Dalam upaya mengembangkan prinsip demokrasi berkeadaban itulah, kita bisa menggali warisan pemikiran dan praktik yang diwariskan oleh Nabi Muhammad SAW. Selain sebagai pembawa risalah agama, dalam kehidupannya Nabi Muhammad juga mengemban amanah sebagai pemimpin politik. Jauh sebelum para filosof politik Barat menyusun teori tentang demokrasi, hak asasi manusia, kesetaraan jender dan sejenisnya, Nabi Muhammad sebenarnya telah meletakkan dan mempraktikkan prinsip-prinsip dasar kemanusiaan dan keadaban itu, baik ketika periode awal di Makkah juga kehidupan pasca hijrah ke Madinah.

Periode awal masa kenabian di Makkah, Nabi Muhammad menghadapi realitas sosial-politik masyarakat Arab yang serba timpang. Ketimpangan itu terlihat dari ketatnya stratifikasi sosial masyarakat Arab yang membedakan hak dan martabat manusia berdasarkan suku, jenis kelamin dan status sosialnya.

Dalam konteks kesukuan masyarakat Arab sangat mengistimewakan kedudukan kelompok Quraisy sebagai golongan mayoritas ketimbang suku non-Quraisy. Sedangkan dari perspektif jenis kelamin, kedudukan laki-laki selalu diposisikan lebih tinggi ketimbang perempuan. Begitu pula dalam konteks status sosial, dimana budak dan majikan dihubungkan dengan corak relasi hirarkis, dimana budak adalah milik mutlak tuannya.

Misi kenabian pertama yang harus dijalani Nabi Muhammad ialah mereformasi sistem sosial-politik yang serba timpang tersebut. Ajaran Islam yang ia bawa mensyaratkan pemeluknya untuk berucap syahadat. Secara teologis, syahadat adalah pengakuan atas kebertunggalan Allah dan pengakuan atas status Muhammad sebagai utusan Allah.

Sedangkan secara sosio-politis kalimat syahadat adalah deklarasi atau manifesto bahwa semua manusia pada dasarnya setara, dan tidak ada yang berhak menguasai manusia selain Allah SWT. Untuk itulah ia harus berhadapan dengan elite-elite dalam struktur sosial masyarakat Arab yang tidak ingin kekuasaan dan previlesenya diusik.

Pasca hijrah dari Mekkah menuju Yastrib, Nabi Muhammad menghadapi persoalan yang jauh lebih kompleks. Tidak hanya stratifikasi sosial, masyarakat Yastrib juga menghadapi konflik sosial yang melibatkan sejumlah suku. Kala itu, di Madinah tengah terjadi konflik antar-suku yang melibatkan dua suku yakni Auz dan Khazraj. Suku Auz didukung oleh Bani Quraidhah dan Bani Nadzir. Sedangkan suku Khazraj bersekutu dengan Bani Qunaiqa. Ketiga kelompok tersebut merupakan komunitas Yahudi yang tinggal di Madinah.

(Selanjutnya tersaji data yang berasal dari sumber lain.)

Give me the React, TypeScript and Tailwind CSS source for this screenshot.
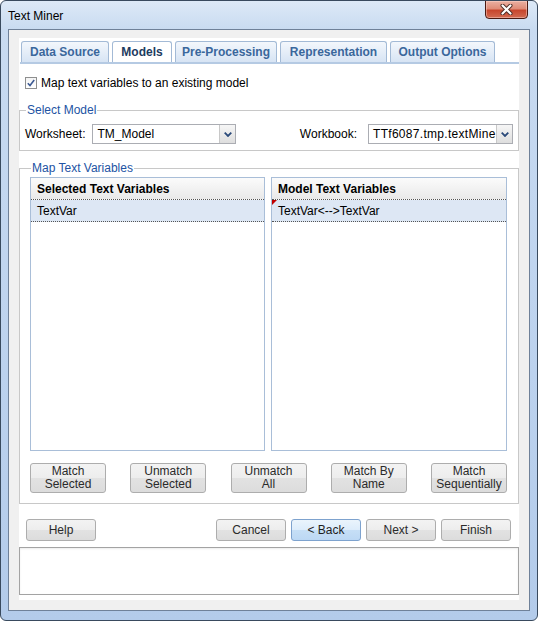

Demi mendamaikan kedua suku yang bertikai sekaligus menganulir potensi konflik yang selanjutnya bisa terjadi, Nabi Muhammad memprakarsai penyusunan perjanjian tertulis yang disepakati semua kelompok. Perjanjian itu kelak disebut sebagai “Piagam Madinah”. Piagam Madinah dianggap sebagai undang-undang dasar tertulis pertama dalam sejarah peradaban manusia. Di dalamnya termuat prinsip-prinsip dasar tentang demokrasi, penghargaan terhadap hak asasi manusia, kebebasan dan kesetaraan manusia serta integrasi sosial. Jika dibaca dalam perspektif ruang dan waktu saat itu, gagasan Nabi Muhammad yang tertuang dalam Piagam Madinah terbilang visioner alias mampu melampaui kecenderungan zaman.

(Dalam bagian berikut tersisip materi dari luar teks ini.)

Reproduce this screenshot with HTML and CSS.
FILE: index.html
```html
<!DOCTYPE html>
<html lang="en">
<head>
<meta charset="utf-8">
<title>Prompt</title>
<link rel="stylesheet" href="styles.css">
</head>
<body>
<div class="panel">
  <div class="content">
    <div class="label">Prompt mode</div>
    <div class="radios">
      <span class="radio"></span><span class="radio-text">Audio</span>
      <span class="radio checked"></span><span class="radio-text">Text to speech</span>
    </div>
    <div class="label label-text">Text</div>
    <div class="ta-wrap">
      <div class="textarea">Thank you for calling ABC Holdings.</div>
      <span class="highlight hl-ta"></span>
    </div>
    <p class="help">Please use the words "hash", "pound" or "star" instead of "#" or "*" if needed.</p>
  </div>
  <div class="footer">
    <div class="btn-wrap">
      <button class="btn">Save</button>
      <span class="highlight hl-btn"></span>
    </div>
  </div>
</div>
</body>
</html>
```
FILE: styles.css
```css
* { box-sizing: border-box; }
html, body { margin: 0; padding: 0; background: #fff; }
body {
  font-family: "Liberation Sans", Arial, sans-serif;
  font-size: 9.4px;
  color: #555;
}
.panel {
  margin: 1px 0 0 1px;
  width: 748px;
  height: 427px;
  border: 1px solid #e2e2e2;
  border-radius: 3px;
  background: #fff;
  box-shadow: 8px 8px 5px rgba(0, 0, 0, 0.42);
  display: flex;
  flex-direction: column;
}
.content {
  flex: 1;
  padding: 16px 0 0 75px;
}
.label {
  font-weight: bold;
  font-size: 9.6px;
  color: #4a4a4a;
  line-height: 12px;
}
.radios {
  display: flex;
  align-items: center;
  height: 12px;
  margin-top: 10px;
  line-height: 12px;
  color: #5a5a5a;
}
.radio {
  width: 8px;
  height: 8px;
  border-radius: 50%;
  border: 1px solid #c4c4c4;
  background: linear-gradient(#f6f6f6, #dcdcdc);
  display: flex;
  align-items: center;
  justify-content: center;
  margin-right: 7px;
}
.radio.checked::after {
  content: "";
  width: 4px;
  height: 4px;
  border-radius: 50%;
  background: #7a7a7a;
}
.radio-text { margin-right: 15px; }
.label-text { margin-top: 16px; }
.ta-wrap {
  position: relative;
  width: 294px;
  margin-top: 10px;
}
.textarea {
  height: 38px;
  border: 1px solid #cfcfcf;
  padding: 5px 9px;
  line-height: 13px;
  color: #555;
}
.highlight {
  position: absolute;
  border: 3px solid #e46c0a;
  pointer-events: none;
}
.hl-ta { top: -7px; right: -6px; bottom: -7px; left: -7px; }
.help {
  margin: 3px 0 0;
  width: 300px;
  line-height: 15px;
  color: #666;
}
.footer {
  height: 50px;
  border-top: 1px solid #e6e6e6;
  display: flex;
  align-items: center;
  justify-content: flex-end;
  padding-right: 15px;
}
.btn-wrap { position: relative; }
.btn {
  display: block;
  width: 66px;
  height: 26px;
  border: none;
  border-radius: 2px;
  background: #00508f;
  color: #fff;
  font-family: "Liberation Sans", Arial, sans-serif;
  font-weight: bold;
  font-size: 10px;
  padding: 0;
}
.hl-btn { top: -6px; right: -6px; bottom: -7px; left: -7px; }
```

Spirit reformasi sosial yang diwariskan oleh Nabi Muhammad itulah yang idealnya kita praktikkan hari ini. Peringatan Maulid Nabi Muhammad sudah sepatutnya tidak hanya diisi dengan hal-hal seremonial belaka, tanpa ada pemaknaan atas keteladanan yang telah ia wariskan. Dalam konteks sosial-politik Indonesia saat ini yang tengah diwarnai polarisasi dan perpecahan, meneladani visi sosial Nabi Muhammad adalah sebuah keharusan.

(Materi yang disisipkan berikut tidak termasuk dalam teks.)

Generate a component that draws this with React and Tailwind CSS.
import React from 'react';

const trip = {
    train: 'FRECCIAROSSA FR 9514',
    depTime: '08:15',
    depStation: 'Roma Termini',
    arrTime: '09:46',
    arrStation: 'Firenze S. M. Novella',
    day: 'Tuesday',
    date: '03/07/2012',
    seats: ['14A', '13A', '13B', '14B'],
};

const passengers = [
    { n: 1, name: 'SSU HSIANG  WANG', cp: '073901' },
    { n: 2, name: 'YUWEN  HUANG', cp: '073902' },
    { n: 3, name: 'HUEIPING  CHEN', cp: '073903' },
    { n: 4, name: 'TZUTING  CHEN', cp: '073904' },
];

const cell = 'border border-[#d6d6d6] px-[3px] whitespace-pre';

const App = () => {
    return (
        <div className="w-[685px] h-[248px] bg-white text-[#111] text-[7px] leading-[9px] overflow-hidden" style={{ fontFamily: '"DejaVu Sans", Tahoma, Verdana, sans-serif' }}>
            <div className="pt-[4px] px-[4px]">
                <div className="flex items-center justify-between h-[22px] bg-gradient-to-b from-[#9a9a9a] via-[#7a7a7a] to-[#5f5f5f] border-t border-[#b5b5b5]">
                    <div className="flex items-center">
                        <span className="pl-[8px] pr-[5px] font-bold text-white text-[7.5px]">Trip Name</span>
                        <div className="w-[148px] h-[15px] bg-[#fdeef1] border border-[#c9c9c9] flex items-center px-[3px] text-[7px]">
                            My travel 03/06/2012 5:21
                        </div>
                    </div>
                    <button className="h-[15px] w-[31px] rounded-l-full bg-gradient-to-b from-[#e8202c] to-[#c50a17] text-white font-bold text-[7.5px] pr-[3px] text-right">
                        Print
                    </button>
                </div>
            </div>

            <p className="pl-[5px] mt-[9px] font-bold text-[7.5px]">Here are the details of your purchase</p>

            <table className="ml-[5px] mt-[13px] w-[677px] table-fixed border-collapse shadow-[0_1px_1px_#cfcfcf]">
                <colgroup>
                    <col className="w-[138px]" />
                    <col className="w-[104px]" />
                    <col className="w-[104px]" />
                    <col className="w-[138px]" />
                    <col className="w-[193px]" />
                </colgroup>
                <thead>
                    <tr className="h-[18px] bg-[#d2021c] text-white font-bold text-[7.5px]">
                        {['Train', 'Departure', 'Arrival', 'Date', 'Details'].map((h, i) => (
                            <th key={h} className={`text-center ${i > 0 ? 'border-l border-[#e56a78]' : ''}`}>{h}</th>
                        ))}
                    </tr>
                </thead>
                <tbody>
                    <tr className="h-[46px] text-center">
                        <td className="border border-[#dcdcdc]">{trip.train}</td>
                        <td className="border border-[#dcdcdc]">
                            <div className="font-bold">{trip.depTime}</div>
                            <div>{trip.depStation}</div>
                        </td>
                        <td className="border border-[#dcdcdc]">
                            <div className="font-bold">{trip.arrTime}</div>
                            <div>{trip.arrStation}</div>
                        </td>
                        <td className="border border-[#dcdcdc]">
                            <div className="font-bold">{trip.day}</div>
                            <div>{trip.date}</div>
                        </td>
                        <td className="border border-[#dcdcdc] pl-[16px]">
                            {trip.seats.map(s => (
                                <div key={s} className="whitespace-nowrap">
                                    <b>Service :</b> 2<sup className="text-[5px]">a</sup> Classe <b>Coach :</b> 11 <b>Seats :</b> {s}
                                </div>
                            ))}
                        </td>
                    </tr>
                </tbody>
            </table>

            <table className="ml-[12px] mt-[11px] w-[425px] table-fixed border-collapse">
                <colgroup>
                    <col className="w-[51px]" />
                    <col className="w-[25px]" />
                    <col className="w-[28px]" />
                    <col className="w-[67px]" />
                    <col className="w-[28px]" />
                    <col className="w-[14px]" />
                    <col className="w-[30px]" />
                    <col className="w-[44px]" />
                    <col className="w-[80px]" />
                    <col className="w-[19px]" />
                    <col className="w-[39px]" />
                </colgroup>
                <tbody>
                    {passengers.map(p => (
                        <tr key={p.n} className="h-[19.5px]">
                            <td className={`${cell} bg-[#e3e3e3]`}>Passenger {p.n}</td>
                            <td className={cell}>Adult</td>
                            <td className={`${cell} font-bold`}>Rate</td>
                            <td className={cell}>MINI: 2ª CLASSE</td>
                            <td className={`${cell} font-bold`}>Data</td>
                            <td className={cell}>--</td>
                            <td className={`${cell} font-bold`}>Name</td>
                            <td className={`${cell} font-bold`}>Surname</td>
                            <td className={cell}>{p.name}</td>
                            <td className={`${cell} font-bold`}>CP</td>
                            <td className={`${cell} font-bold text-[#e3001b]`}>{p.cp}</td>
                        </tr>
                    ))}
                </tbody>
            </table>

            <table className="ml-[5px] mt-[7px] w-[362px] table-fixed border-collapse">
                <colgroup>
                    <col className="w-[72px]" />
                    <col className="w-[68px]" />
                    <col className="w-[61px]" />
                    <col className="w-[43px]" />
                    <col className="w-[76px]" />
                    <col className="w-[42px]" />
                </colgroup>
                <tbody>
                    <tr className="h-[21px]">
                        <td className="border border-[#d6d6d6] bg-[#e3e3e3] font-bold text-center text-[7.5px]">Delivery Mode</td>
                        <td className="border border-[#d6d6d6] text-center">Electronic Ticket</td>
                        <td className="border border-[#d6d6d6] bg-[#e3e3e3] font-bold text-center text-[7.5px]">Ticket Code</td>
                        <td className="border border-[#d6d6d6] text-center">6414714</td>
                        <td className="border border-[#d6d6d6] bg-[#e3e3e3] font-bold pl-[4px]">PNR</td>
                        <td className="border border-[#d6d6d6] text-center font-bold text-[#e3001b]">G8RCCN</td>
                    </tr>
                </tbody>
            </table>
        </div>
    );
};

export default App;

Dengan meneladani spirit Nabi Muhammad, bangsa Indonesia harus membangun kembali solidaritas keumatan. Yakni ikatan sosial yang didasarkan pada prinsip kemanusiaan tanpa memandang identitas agama, suku, ras, jenis kelamin dan afiliasi politik. Lantaran pada dasarnya, semua entitas yang tinggal di bumi Indonesia ini adalah satu saudara dalam keumatan, meski mereka berbeda suku, agama, ras dan ideologi politik.